Iconography: KEELY SMITH



There are plenty of reasons that some of the greatest music arrangers and conductors (like Billy May & Nelson Riddle) chose to work with Keely Smith at Capitol Records in the late 1950s. Reasons being the lady could sing, the lady could swing, the lady could deliver a gorgeous song and make your heart soar with a voice to rival any of the leading female vocalists of the day. Keely's voice was bright and strong, with nearly perfect pitch and an occasional Virginia drawl. Keely is still best remembered for her marriage to Louis Prima and the duets that featured in their legendary stage shows ("That Old Black Magic," et al.) Yet it's her solo Capitol recordings, Politely! and Swingin' Pretty, that caught my ear in a friend's basement where we amused ourselves by pulling out her mother's favorite old LPs. I knew nothing about Keely then, and assumed she was relegated to the heap of singers past who'd stopped performing around the time I was born. Boy, was I ever wrong.

Keely did vanish for a couple of decades; she stopped recording & performing while she focused on raising her kids. In 1985 she recorded a comeback album, I'm In Love Again and bagged a Grammy nomination in the process. Hearing that album, I fell in love with Keely's voice all over again. In the early 90s I first saw her perform live at Rainbow & Stars, a supper club at the top of Rockefeller Center. She was marvelous; a consummate performer with a surprising shtick to her stage patter, alternating gorgeous singing with deadpan jokes about Sicilian lovers and pasta. A few years later, in a bit of true serendipity, I got to see Keely perform in Las Vegas at the Sands, assisted by her bandleader of the 1950s, Sam Butera.

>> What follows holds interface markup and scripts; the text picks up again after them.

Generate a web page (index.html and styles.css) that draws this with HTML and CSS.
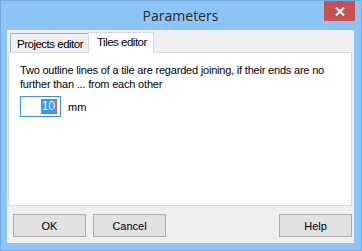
FILE: index.html
```html
<!DOCTYPE html>
<html>
    <head>
        <title>Parameters</title>
        <meta charset="UTF-8">
        <link rel="stylesheet" href="styles.css">
    </head>
    <body>
        <div class="window">
            <div class="titlebar">
                <span class="title">Parameters</span>
                <div class="close">
                    <svg width="10" height="9" viewBox="0 0 10 9">
                        <path d="M1 0.5 L9 8.5 M9 0.5 L1 8.5" stroke="#fff" stroke-width="2"/>
                    </svg>
                </div>
            </div>
            <div class="client">
                <div class="tabs">
                    <div class="tab">Projects editor</div>
                    <div class="tab active">Tiles editor</div>
                </div>
                <div class="pane">
                    <p class="desc">Two outline lines of a tile are regarded joining, if their ends are no further than ... from each other</p>
                    <div class="field">
                        <div class="input"><span class="sel">10</span><span class="caret"></span></div>
                        <span class="unit">mm</span>
                    </div>
                </div>
                <div class="buttons">
                    <button class="btn">OK</button>
                    <button class="btn">Cancel</button>
                    <span class="spacer"></span>
                    <button class="btn">Help</button>
                </div>
            </div>
        </div>
    </body>
</html>
```

FILE: styles.css
```css
* {box-sizing: border-box;}
body {
    margin: 0;
    font-family: "Liberation Sans", Arial, sans-serif;
    font-size: 11px;
    color: #000;
}

/* outer window frame */
.window {
    width: 362px;
    height: 251px;
    background-color: #8cc4f5;
    border: 1px solid #6ea9e0;
    display: flex;
    flex-direction: column;
    padding: 0 7px 7px 6px;
}

.titlebar {
    height: 29px;
    position: relative;
    display: flex;
    justify-content: center;
    align-items: center;
}
.title {
    font-family: "Open Sans", "Noto Sans", sans-serif;
    font-size: 14px;
    color: #2b2b2b;
    margin-top: -1px;
}
.close {
    position: absolute;
    right: -1px;
    top: 0;
    width: 31px;
    height: 20px;
    background-color: #c75050;
    display: flex;
    justify-content: center;
    align-items: center;
}

/* grey dialog area */
.client {
    flex: 1;
    background-color: #f0f0f0;
    display: flex;
    flex-direction: column;
    padding: 1px 2px 6px 1px;
}

.tabs {
    display: flex;
    align-items: flex-end;
    height: 21px;
    padding-left: 2px;
}
.tab {
    height: 19px;
    padding: 3px 0 0 6px;
    border: 1px solid #acacac;
    border-bottom: none;
    background-color: #f0f0f0;
    font-size: 11.5px;
    letter-spacing: -0.5px;
    line-height: 14px;
    width: 79px;
    white-space: nowrap;
}
.tab.active {
    height: 21px;
    width: 66px;
    margin-left: -1px;
    padding-left: 8px;
    background-color: #fff;
    border-color: #d9d9d9;
    margin-bottom: -1px;
    position: relative;
    padding-top: 2px;
}

.pane {
    height: 154px;
    background-color: #fff;
    border: 1px solid #d9d9d9;
    padding: 10px 11px 0 11px;
}
.desc {
    margin: 0;
    line-height: 14px;
    font-size: 11px;
    letter-spacing: -0.2px;
}
.field {
    display: flex;
    align-items: center;
    margin-top: 5px;
}
.input {
    width: 41px;
    height: 21px;
    border: 1px solid #3c8ee0;
    display: flex;
    justify-content: flex-end;
    align-items: center;
    padding-right: 3px;
}
.sel {
    background-color: #3399ff;
    color: #fff;
    font-size: 12px;
    line-height: 15px;
    padding: 0 1px;
}
.caret {
    width: 1px;
    height: 15px;
    background-color: #d86e1f;
}
.unit {
    margin-left: 7px;
    font-size: 11px;
}

.buttons {
    display: flex;
    margin-top: auto;
    padding-left: 5px;
    gap: 7px;
}
.spacer {flex: 1;}
.btn {
    width: 73px;
    height: 23px;
    border: 1px solid #adadad;
    background-color: #e1e1e1;
    font-family: "Liberation Sans", Arial, sans-serif;
    font-size: 11px;
    color: #000;
    padding: 0;
}
```
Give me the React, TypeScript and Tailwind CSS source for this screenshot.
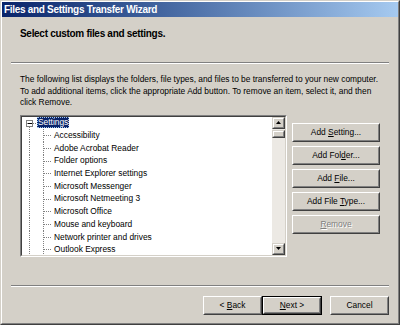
import React from 'react';

const items = [
  'Accessibility',
  'Adobe Acrobat Reader',
  'Folder options',
  'Internet Explorer settings',
  'Microsoft Messenger',
  'Microsoft Netmeeting 3',
  'Microsoft Office',
  'Mouse and keyboard',
  'Network printer and drives',
  'Outlook Express',
];

type BtnProps = {
  children: React.ReactNode;
  className?: string;
  isDefault?: boolean;
  disabled?: boolean;
};

const Btn = ({ children, className = '', isDefault = false, disabled = false }: BtnProps) => (
  <div className={`h-[19px] ${isDefault ? 'border border-black' : ''} ${className}`}>
    <div className="h-full border border-t-white border-l-white border-b-[#404040] border-r-[#404040]">
      <div
        className={`h-full flex items-center justify-center border border-t-[#d4d0c8] border-l-[#d4d0c8] border-b-[#808080] border-r-[#808080] text-[8.4px] ${
          disabled ? 'text-[#808080] [text-shadow:1px_1px_0_#fff]' : 'text-black'
        }`}
      >
        <span className="whitespace-pre leading-[11px]">{children}</span>
      </div>
    </div>
  </div>
);

const ChildLines = () => (
  <svg width="31" height="12.7" className="shrink-0">
    <line x1="7.5" y1="0" x2="7.5" y2="13" stroke="#808080" strokeDasharray="1 1" />
    <line x1="21.5" y1="0" x2="21.5" y2="13" stroke="#808080" strokeDasharray="1 1" />
    <line x1="22" y1="6.5" x2="30" y2="6.5" stroke="#808080" strokeDasharray="1 1" />
  </svg>
);

const RootLines = () => (
  <svg width="15" height="12.7" className="shrink-0">
    <rect x="4.5" y="3.5" width="6" height="6" fill="#fff" stroke="#808080" />
    <line x1="5.5" y1="6.5" x2="10" y2="6.5" stroke="#000" />
    <line x1="7.5" y1="10" x2="7.5" y2="13" stroke="#808080" strokeDasharray="1 1" />
    <line x1="11" y1="6.5" x2="14" y2="6.5" stroke="#808080" strokeDasharray="1 1" />
  </svg>
);

const Arrow = ({ up }: { up: boolean }) => (
  <div className="h-[12px] border border-t-[#d4d0c8] border-l-[#d4d0c8] border-b-[#404040] border-r-[#404040] bg-[#d4d0c8]">
    <div className="h-full flex items-center justify-center border border-t-white border-l-white border-b-[#808080] border-r-[#808080]">
      <svg width="5" height="3">
        {up ? <polygon points="2.5,0 5,3 0,3" fill="#000" /> : <polygon points="0,0 5,0 2.5,3" fill="#000" />}
      </svg>
    </div>
  </div>
);

const App: React.FC = () => {
  return (
    <div className="w-[400px] h-[325px] font-['Liberation_Sans',Arial,sans-serif] bg-[#d4d0c8] border border-t-[#d4d0c8] border-l-[#d4d0c8] border-b-[#404040] border-r-[#404040]">
      <div className="h-full flex flex-col border border-t-white border-l-white border-b-[#808080] border-r-[#808080]">
        {/* Title bar */}
        <div className="h-[15px] shrink-0 flex items-center pl-[2px] bg-gradient-to-r from-[#0a246a] to-[#a6caf0]">
          <span className="text-white font-bold text-[10px] tracking-[-0.3px] leading-none">
            Files and Settings Transfer Wizard
          </span>
        </div>

        {/* Header */}
        <div className="h-[45px] shrink-0 pl-[18px] pt-[11px]">
          <div className="font-bold text-[10px] tracking-[-0.3px] leading-[11px] text-black">
            Select custom files and settings.
          </div>
        </div>
        <div className="mx-[9px] shrink-0">
          <div className="h-px bg-[#808080]" />
          <div className="h-px bg-white" />
        </div>

        {/* Description */}
        <div className="pl-[18px] mt-[10px] text-[8.4px] leading-[11.5px] text-black">
          The following list displays the folders, file types, and files to be transferred to your new computer.
          <br />
          To add additional items, click the appropriate Add button. To remove an item, select it, and then
          <br />
          click Remove.
        </div>

        {/* Tree + buttons */}
        <div className="flex mt-[6px] pl-[18px]">
          <div className="w-[267px] h-[142px] border border-t-[#808080] border-l-[#808080] border-b-white border-r-white">
            <div className="h-full flex border border-t-[#404040] border-l-[#404040] border-b-[#d4d0c8] border-r-[#d4d0c8] bg-white">
              <div className="flex-1 text-[8.4px] text-black overflow-hidden">
                <div className="flex items-center h-[12.7px]">
                  <RootLines />
                  <span className="bg-[#0a246a] text-white leading-[11px] px-[1px] outline outline-1 outline-dotted outline-[#a6caf0] -outline-offset-1">
                    Settings
                  </span>
                </div>
                {items.map((it) => (
                  <div key={it} className="flex items-center h-[12.7px] whitespace-nowrap">
                    <ChildLines />
                    <span className="pl-[1px] leading-[11px]">{it}</span>
                  </div>
                ))}
              </div>
              <div className="w-[13px] flex flex-col bg-[#ece9e4]">
                <Arrow up />
                <div className="h-[8px] mt-px border border-t-[#d4d0c8] border-l-[#d4d0c8] border-b-[#404040] border-r-[#404040] bg-[#d4d0c8]">
                  <div className="h-full border border-t-white border-l-white border-b-[#808080] border-r-[#808080]" />
                </div>
                <div className="flex-1" />
                <Arrow up={false} />
              </div>
            </div>
          </div>

          <div className="ml-[5px] pt-[8px] flex flex-col gap-[4px] w-[88px]">
            <Btn>
              Add <u>S</u>etting...
            </Btn>
            <Btn>
              Add Fol<u>d</u>er...
            </Btn>
            <Btn>
              Add <u>F</u>ile...
            </Btn>
            <Btn>
              Add File <u>T</u>ype...
            </Btn>
            <Btn disabled>
              <u>R</u>emove
            </Btn>
          </div>
        </div>

        {/* Bottom separator */}
        <div className="mx-[9px] mt-[28px] shrink-0">
          <div className="h-px bg-[#808080]" />
          <div className="h-px bg-white" />
        </div>

        {/* Footer buttons */}
        <div className="flex mt-[9px] pl-[201px]">
          <Btn className="w-[59px]">
            &lt; <u>B</u>ack
          </Btn>
          <Btn className="w-[60px]" isDefault>
            <u>N</u>ext &gt;
          </Btn>
          <Btn className="w-[59px] ml-[8px]">Cancel</Btn>
        </div>
      </div>
    </div>
  );
};

export default App;
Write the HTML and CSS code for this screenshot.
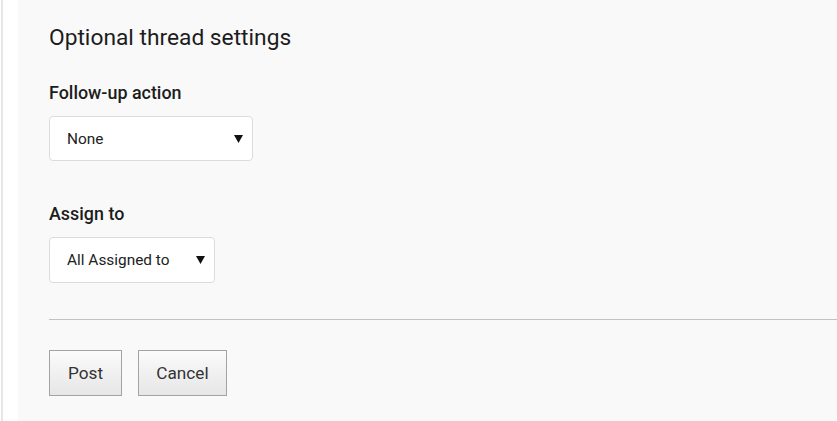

It was like being transported back in time 40 years--and one of the best live shows I've ever witnessed.

What makes my experience of Keely so much richer is that she's kept on recording and performing--well into her seventies. Shockingly, her clarion voice has mellowed very little and though her vibrato has widened just a bit, the near-perfect pitch and sweet high range are practically carbon copies of the sound on her Capitol recordings. Keely's voice is truly one of the rare miracles of showbiz (and a good deal of care, I'm sure; Keely swears she never smoked or drank.)

As recently as 2007, Keely was playing two shows a night at New York's swanky Cafe Carlyle. I caught that show with Wanda & Steve--almost 15 years after we'd see Keely with Sam Butera in Vegas. Her stage presence was much the same: surprisingly raunchy patter (from a grandmother!) between sets of sweet, soulful singing. It still surprises me how relatively unsung the glory of Keely's solo work has been--she is, without a doubt, one of the Greats.

Required Listening: Politely! (1958), Swingin' Pretty (1959), Keely Sings Sinatra (2001), Keely Swings Basie-Style (2002), Vegas '58 Today (2005)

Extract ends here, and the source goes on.